Audio, video and data information is commonly distributed recorded on magnetic tape enclosed in a plastic housing called a cassette. Many different designs of cassettes have been produced and many are still being proposed for a variety of different purposes. Currently, the most well known types are the Phillips "compact" cassette for audio and data information and the JVC "VHS" cassette for video information.
Magnetic tape is manufactured in rolls many thousands of metres long and thus sufficient for many cassettes. This tape is wound into the plastic housings of cassettes using a special machine known as a loader. The information may be recorded onto the magnetic tape after it has been loaded into the cassette ("in-cassette duplication") or before ("reel-to-reel duplication"). If it is recorded onto the tape before being wound, many copies of the information may be recorded on one roll of tape. A magnetic marker known as a cue tone is recorded between each copy of the information in order that the loader can detect the correct point to complete one cassette and start the next.
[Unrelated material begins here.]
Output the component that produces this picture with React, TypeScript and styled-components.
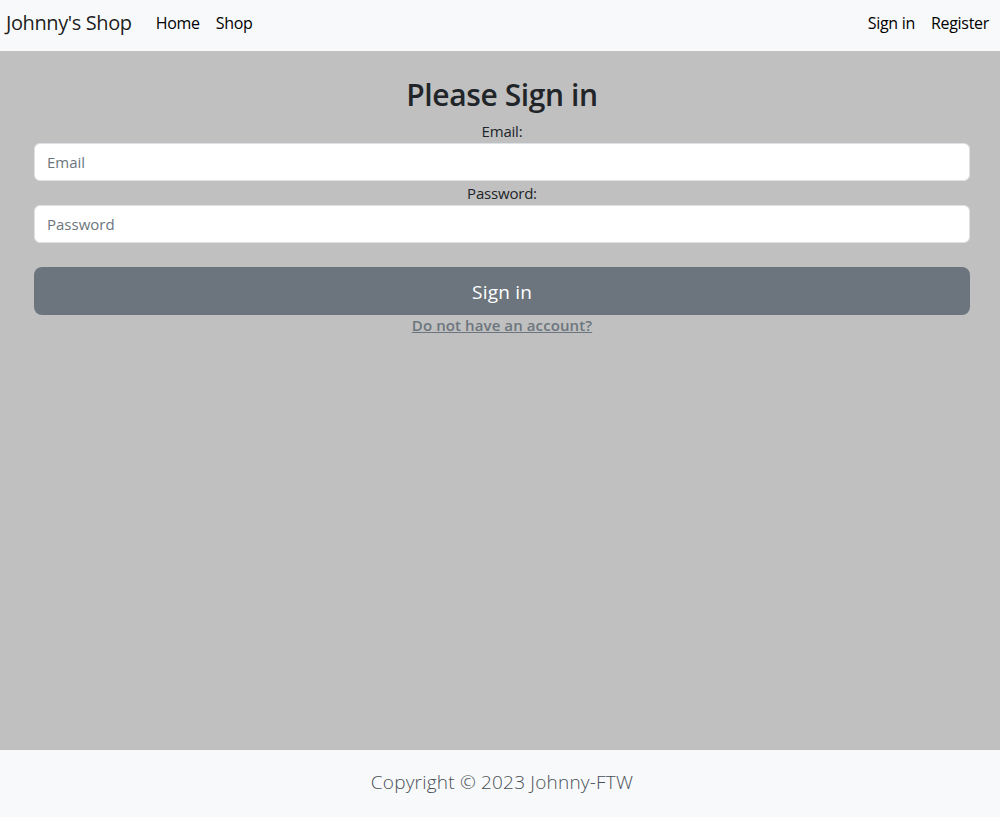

In analog audio cassette production (and some data cassettes), programme material can be recorded in reel-to-reel duplication onto use tape, special machines having been developed for this purpose. Typically, use tape equivalent to about 30 to 40 C60 cassettes is recorded in this way.
This arrangement inevitably means that audio cassette reel-to-reel recording equipment is somewhat bulky, a recording deck having a relatively large surface area in order to accomodate the supply spool and take-up spool in side-by-side relationship. In practice, however, this is a relatively minor disadvantage in a conventional audio context. The recorded signals have a comparatively small band width in conventional audio copying such that recording can be carried out at a very high speed without loss of recording quality. For example, recording may be carried out at from 32 to 128 times playback speed. This enables highly productive audio cassette recording operations to be set up with relatively few copier machines so that the relative bulk of the machines is at least tolerable.
In video recording, the recorded signals are of much higher bandwidth. Recording of such signals cannot be carried out at high speed without serious loss of recording quality. Even a recording speed 50% higher than playback speed will normally result in an unacceptable drop in quality so that in general recording speed will be equal to retrieval or playback speed.
Because of this relatively slow speed of recording, many more copiers are needed for video copying than in audio recording, several thousands of copiers typically being used in video copying. Video copiers having the bulk of audio open spool copiers would require about 400 percent more space than an in-cassette copier and this is totally unacceptabe. The same applies to high bandwidth audio copying e.g. R-DAT and S-DAT format.
For these reasons, slow speed in-cassette copying of video tapes has remained customary practice since the relevant cassette formats were introduced. However, the method has always been regarded as unsatisfactory for a number of reasons. First, the process is labour intensive due to the requirement to change the cassette after each transfer of information. Secondly, the mechanisms which handle the cassettes in the players are inherently complex and sufficiently prone to unreliable performance that they can give significant practical problems in a heavy usage environment. Thirdly, since the players have to start and stop in-between each cassette and each cassette contains tape which may have come from different rolls of varying quality, it is neccessary to sample each one after the recording is complete to ensure the process has proceeded correctly.
Finding a solution to the problems and particularly the slow production speed of existing video copiers has been the subject of much activity in the industry. This has largely been without success. One proposal which has achieved a measure of success, however, is the Sony Sprinter system. In this system, a master tape is passed in contact with a slave tape through a recording station at which the two tapes are pressed together so that recording onto the slave tape takes place by induced print-through. Although this system can operate at high speed (since the two tapes are stationary relative to one another at the print station), quality recording requires a very strongly recorded master tape which is difficult to produce, production requiring specialist expensive recording techniques. The print-through recorder is also itself expensive to produce since video copiers for commercial cassette production operations represent a small market, whose supply involves the economic disadvantages of small scale production operations. Such economic disadvantages are, of course, avoided in the case of conventional direct cassette copiers since these are closely modelled on similar video cassette copying equipment mass produced for the very large international domestic market (or are indeed identical machines).
Tape transport involving concentric spools, i.e. a take-up and supply spool rotatable on a common shaft so as to have parallel juxtaposed planes of rotation, has been employed in certain applications. However, this system has not previously been proposed for recording of large bandwidth material such as is the case in video recording.